Chris Barrett, Singapore – A decade after being unseated, Jose Ramos-Horta is headed for a return to East Timor's presidential palace from where he will be charged with resolving the country's bitter political feud.

The Nobel Peace laureate and former president was only 30,000 votes short of securing a decisive majority in last month's first round of the presidential election against 15 other candidates.

But having been forced into a run-off against incumbent president Francisco "Lu Olo" Guterres this week, the 72-year-old held a commanding lead as vote-counting reached its final stages on Wednesday.

With 70 per cent of the count complete, Ramos-Horta led by 21 percentage points, according to data published by East Timor's electoral commission.

"The results don't surprise me and my main supporters, given the level of support given to my campaign in the whole country and our own polls in the last few months, even at township level," he told Portuguese news agency Lusa.

Ramos-Horta, who was president between 2007 and 2012, had not officially claimed victory but his opponent appeared resigned to defeat.

"It was the people's choice and should this result confirm Ramos-Horta's victory, I have to respect it," Guterres said.

Casting his vote earlier, Ramos-Horta said "people in East Timor want a new leader to solve the economic problems in this country".

One of the country's historic independence figures, he was backed in his campaign against Fretilin's Guterres by former guerilla leader Xanana Gusmao, himself a former prime minister and the young country's first president.

The question is whether Ramos-Horta will return the favour and heed the call by Gusmao's party – the National Congress for Timorese Reconstruction – to dissolve parliament and bring forward fresh parliamentary elections, which are due next year.

Gusmao's party had been part of a multi-party ruling alliance until 2020 when it rejected the government's budget, triggering the collapse of the coalition and the resignation of Prime Minister Taur Matan Ruak.

Ruak ultimately stayed on to oversee the response to the coronavirus pandemic, heading a realigned governing bloc comprising his People's Liberation Party, rural party Khunto and Fretilin, the party that led resistance to Indonesian rule and has been a major political force in the 20 years since independence.

The government has, however, operated without an annual budget, relying on monthly instalments from its sovereign petroleum fund, and is regarded as illegitimate by Gusmao.

"Ramos-Horta's chief backers want to see early elections but the new president needs to also bring a mind to unifying the country so he'll have other priorities.
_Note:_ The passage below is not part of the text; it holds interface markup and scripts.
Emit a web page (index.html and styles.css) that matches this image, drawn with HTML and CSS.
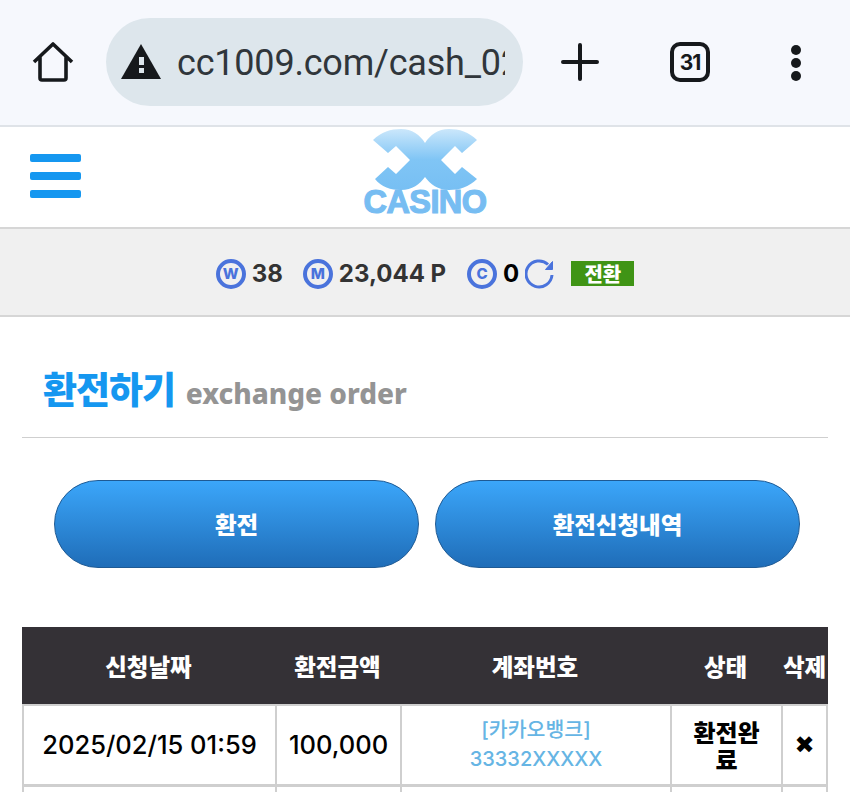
FILE: index.html
```html
<!DOCTYPE html>
<html lang="ko">
<head>
<meta charset="utf-8">
<title>환전하기</title>
<link rel="stylesheet" href="styles.css">
</head>
<body>
<div class="chrome">
  <svg class="ic-home" width="44" height="44" viewBox="0 0 44 44" fill="none" stroke="#16191c" stroke-width="3.6" stroke-linejoin="round"><path d="M3 22 22 4l19 18M9 17v21a2 2 0 0 0 2 2h22a2 2 0 0 0 2-2V17"/></svg>
  <div class="url">
    <svg width="42" height="36" viewBox="0 0 42 36"><path d="M21 0 41 35H1Z" fill="#16191c"/><rect x="19" y="13" width="5" height="8" fill="#dde6ec"/><rect x="19" y="24" width="5" height="5" fill="#dde6ec"/></svg>
    <div class="url-text">cc1009.com/cash_02</div>
  </div>
  <svg class="ic-plus" width="38" height="38" viewBox="0 0 38 38" stroke="#16191c" stroke-width="4" stroke-linecap="round"><path d="M19 2v34M2 19h34"/></svg>
  <div class="tabs">31</div>
  <div class="dots"><i></i><i></i><i></i></div>
</div>
<header class="site-head">
  <div class="burger"><i></i><i></i><i></i></div>
  <div class="logo">
    <svg width="106" height="61" viewBox="0 0 106 61">
      <defs><linearGradient id="lg" x1="0" y1="0" x2="0" y2="1"><stop offset="0" stop-color="#cbe7fb"/><stop offset=".5" stop-color="#80c5f5"/><stop offset="1" stop-color="#77bff3"/></linearGradient></defs>
      <path fill="url(#lg)" d="M1 11C9 3 19 0 29 0 40 0 48 6 53 14 58 6 66 0 77 0 87 0 97 3 105 11L90 24 83 17 69 31 83 45 90 38 105 50C97 58 87 61 77 61 66 61 58 55 53 48 48 55 40 61 29 61 19 61 9 58 3 50L16 38 24 45 38 31 24 17 16 24Z"/>
    </svg>
    <div class="logo-text">CASINO</div>
  </div>
</header>
<div class="wallet">
  <span class="coin">W</span><span class="val">38</span>
  <span class="coin coin-m">M</span><span class="val">23,044 P</span>
  <span class="coin coin-c">C</span><span class="val val-c">0</span>
  <svg class="refresh" width="30" height="30" viewBox="0 0 30 30" fill="none" stroke="#4a73dc" stroke-width="3"><path d="M27 16A13 13 0 1 1 23 5.500"/><path d="M27.500 2.500V10.500H20.500Z" fill="#4a73dc" stroke-width="1" stroke-linejoin="round"/></svg>
  <span class="convert">전환</span>
</div>
<main class="page">
  <h1 class="title"><span class="title-ko">환전하기</span> <span class="title-en">exchange order</span></h1>
  <div class="tabs-row">
    <a class="pill">환전</a>
    <a class="pill">환전신청내역</a>
  </div>
  <table class="grid">
    <colgroup><col class="c1"><col class="c2"><col class="c3"><col class="c4"><col class="c5"></colgroup>
    <thead><tr><th>신청날짜</th><th>환전금액</th><th>계좌번호</th><th>상태</th><th>삭제</th></tr></thead>
    <tbody>
      <tr>
        <td>2025/02/15 01:59</td><td>100,000</td>
        <td class="acct">[카카오뱅크]<br><span class="acct-no">33332XXXXX</span></td>
        <td class="state">환전완료</td><td class="del">✖</td>
      </tr>
      <tr class="next"><td></td><td></td><td></td><td></td><td></td></tr>
    </tbody>
  </table>
</main>
</body>
</html>
```
FILE: styles.css
```css
* { box-sizing: border-box; }
html, body { margin: 0; padding: 0; }
body { width: 850px; height: 792px; overflow: hidden; background: #fff; font-family: Inter, "Noto Sans CJK KR", sans-serif; }

.chrome { height: 127px; background: #f6f8fd; border-bottom: 2px solid #dfe3e8; display: flex; align-items: center; padding: 0 0 1px 31px; }
.ic-home { flex: none; }
.url { margin-left: 31px; width: 417px; height: 88px; border-radius: 44px; background: #dde6ec; display: flex; align-items: center; padding-left: 14px; gap: 15px; overflow: hidden; }
.url-text { font-family: Roboto, sans-serif; font-size: 36px; color: #30363b; width: 328px; overflow: hidden; white-space: nowrap; letter-spacing: -0.2px; padding-top: 2px; }
.ic-plus { margin-left: 38px; flex: none; }
.tabs { margin-left: 71px; width: 40px; height: 40px; border: 4px solid #16191c; border-radius: 10px; font: 700 21px Inter, sans-serif; color: #16191c; display: flex; align-items: center; justify-content: center; letter-spacing: -1px; }
.dots { margin-left: 81px; display: flex; flex-direction: column; gap: 3px; padding-top: 1px; }
.dots i { display: block; width: 10px; height: 10px; border-radius: 50%; background: #16191c; }

.site-head { height: 102px; display: flex; align-items: center; position: relative; padding: 0 0 3px 30px; border-bottom: 2px solid #d6d6d6; }
.burger { display: flex; flex-direction: column; gap: 10px; }
.burger i { display: block; width: 51px; height: 8px; border-radius: 2px; background: #1597f0; }
.logo { position: absolute; left: 360px; top: 2px; width: 130px; display: flex; flex-direction: column; align-items: center; }
.logo-text { font: 700 32.500px/25px "Liberation Sans", sans-serif; color: #77bdf2; -webkit-text-stroke: 1.2px #77bdf2; letter-spacing: -0.6px; white-space: nowrap; }

.wallet { height: 88px; background: #f0f0f0; border-bottom: 2px solid #d6d6d6; display: flex; align-items: center; justify-content: center; padding: 3px 0 0 0; }
.coin { width: 30px; height: 30px; border: 4px solid #4a73dc; border-radius: 50%; color: #4a73dc; font: 800 15px/1 Inter, sans-serif; display: flex; align-items: center; justify-content: center; }
.coin-m { margin-left: 20px; }
.coin-c { margin-left: 21px; }
.val { margin-left: 6px; font-size: 24px; font-weight: 700; color: #333; line-height: 1; }
.val-c { color: #000; }
.refresh { margin-left: 6px; }
.convert { margin-left: 16px; width: 63px; height: 25px; background: #3f9415; color: #fff; font: 900 20px/25px "Noto Sans CJK KR", sans-serif; text-align: center; }

.page { padding: 0 22px; }
.title { margin: 0; height: 121px; border-bottom: 1px solid #cfcfcf; padding: 53px 0 0 21px; line-height: 1; white-space: nowrap; }
.title-ko { font: 900 37px/1 "Noto Sans CJK KR", sans-serif; color: #1597f0; letter-spacing: -1px; }
.title-en { font: 800 28px/1 "Noto Sans", sans-serif; color: #949494; margin-left: 3px; }

.tabs-row { display: flex; gap: 16px; padding: 42px 0 0 32px; }
.pill { width: 365px; height: 88px; border-radius: 44px; border: 1px solid #1e5a94; background: linear-gradient(#3ba6fa, #1f6db8); color: #fff; font: 900 23.500px "Noto Sans CJK KR", sans-serif; display: flex; align-items: center; justify-content: center; }

.grid { margin-top: 59px; width: 806px; table-layout: fixed; border-collapse: separate; border-spacing: 0; }
.c1 { width: 253px; } .c2 { width: 125px; } .c3 { width: 270px; } .c4 { width: 111px; } .c5 { width: 47px; }
th { height: 77px; background: #343136; color: #fff; font: 900 23.500px "Noto Sans CJK KR", sans-serif; padding: 0; white-space: nowrap; }
td { height: 80px; border-top: 2px solid #cfcfcf; border-left: 2px solid #cfcfcf; text-align: center; font-size: 25.500px; font-weight: 500; color: #000; padding: 0 0 1px; line-height: 29px; white-space: nowrap; }
td:last-child { border-right: 2px solid #cfcfcf; }
.acct { color: #66b5e4; font-size: 20.500px; font-weight: 500; }
.acct-no { font-size: 20px; }
.state { font: 900 24px/27px "Noto Sans CJK KR", sans-serif; white-space: normal; padding: 0 13px; }
.del { font: 700 24px "DejaVu Sans", sans-serif; }
.next td { border-top-width: 3px; height: 40px; }
```
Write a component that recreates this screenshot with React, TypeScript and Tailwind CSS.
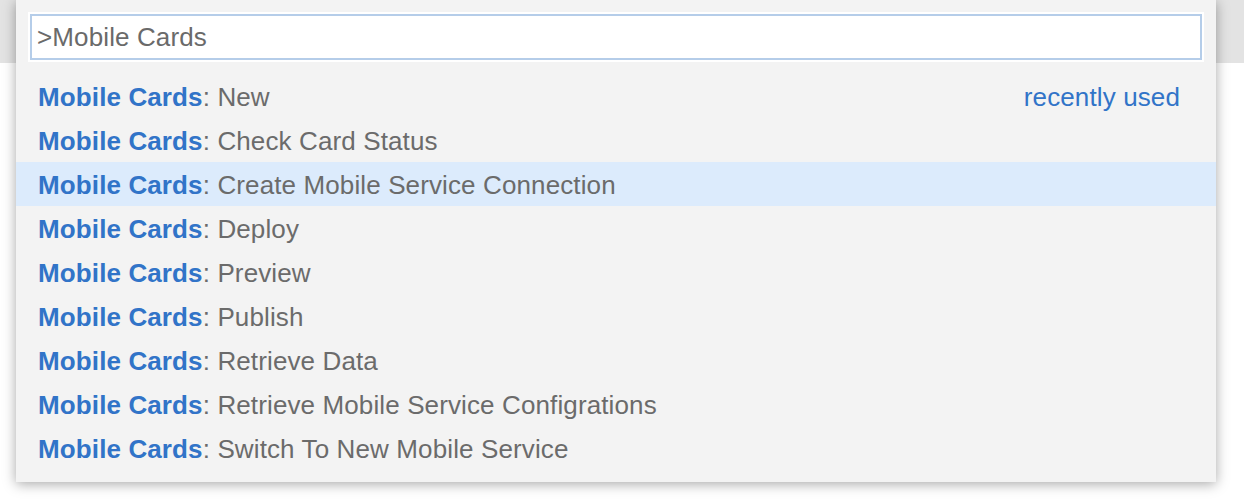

He'll have to make a decision about whether he simply pushes the line of the party that backed him or tries to build a new coalition based around [Gusmao's party] in the current parliament," said Professor Michael Leach, an expert in East Timor politics at Swinburne University of Technology.

Negotiating a new alliance including Gusmao's party "would certainly be a constitutionally and politically easier pathway", Leach said.

Ramos-Horta said voters had given a resounding verdict on the government's response to the pandemic.

"The government could not manage the economic crisis which was a big part of the consequences of COVID," he told Lusa. "Even having at their disposal oil revenues, the economic, social and humanitarian crisis could have been better managed."

The new president is due to be sworn in on May 20, the 20th anniversary of the restoration of independence.